Im jetzt beginnenden Wahlkampf hat Erdogan leichtes Spiel. Zehntausende politische Gegner sitzen seit dem Putschversuch vom Juli 2016 in den Gefängnissen. Die meisten Medien sind gleichgeschaltet. Unter dem gerade erst um weitere drei Monate verlängerte Ausnahmezustand können die Behörden Versammlungen, also auch Wahlkundgebungen der Opposition, nach Gutdünken verbieten.

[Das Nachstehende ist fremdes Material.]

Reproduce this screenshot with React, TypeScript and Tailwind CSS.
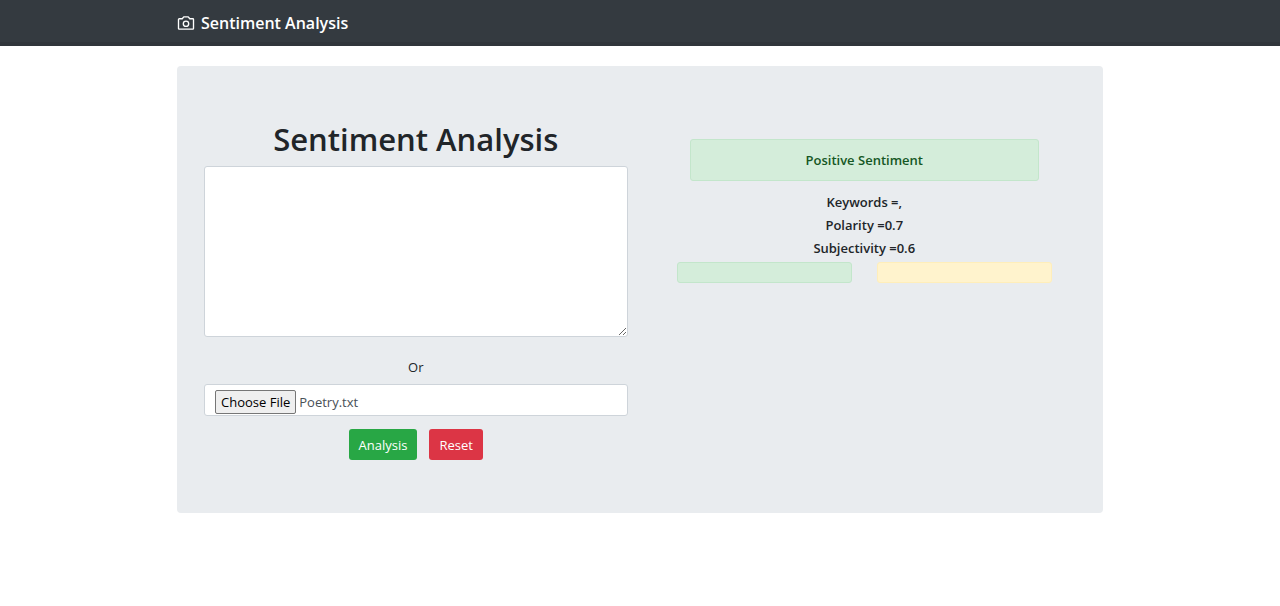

Auch in Deutschland will Erdogan seine Anhänger mobilisieren
Wie schon vor dem Verfassungsreferendum im vergangenen Jahr, wird Erdogan auch jetzt versuchen, seinen Wahlkampf in die EU zu tragen, vor allem nach Deutschland. Unter jenen Deutsch-Türken, die sich an türkischen Wahlen beteiligen – was allerdings eine Minderheit ist -, hat Erdogan deutlich mehr Anhänger als in der heimischen Bevölkerung.
Vor dem Verfassungsreferendum verzichtete Erdogan auf geplante Kundgebungen in Deutschland, nachdem zuvor die Behörden Auftrittsverbote für türkische Regierungspolitiker ausgesprochen hatten. Erdogan warf daraufhin Kanzlerin Angela Merkel „Nazi-Methoden“ vor. Jetzt könnte der Streit neu aufflammen. Inzwischen hat sich die Rechtslage in Deutschland allerdings geändert: Wahlkampfkundgebungen von Politikern aus Nicht-EU-Staaten müssen von der Bundesregierung genehmigt werden und sind grundsätzlich in den letzten drei Monaten vor einer Abstimmung verboten. Danach kann Erdogan nicht mit einer Genehmigung rechnen.
Die Opposition ist schwach
Die Unterstützung der Auslandstürken ist wichtig für Erdogan, denn er braucht jede Stimme. Bei der Präsidentenwahl muss er über 50 Prozent erreichen, um im ersten Durchgang gewählt zu werden – keine leichte Übung, wie der knappe Ausgang des Verfassungsreferendums zeigte. Profitieren kann Erdogan aber von der Schwäche der Opposition. Wer für die größte Oppositionspartei CHP antritt, ist noch unklar.
Gefährlich werden könnte Erdogan allenfalls die frühere Innenministerin Meral Aksener, die an der Spitze einer neuen rechtsnationalistischen Partei antritt. Verfehlt Erdogan im ersten Durchgang die absolute Mehrheit, wird es doch noch spannend. Dann könnten sich seine Gegner in der Stichwahl um den Herausforderer scharen.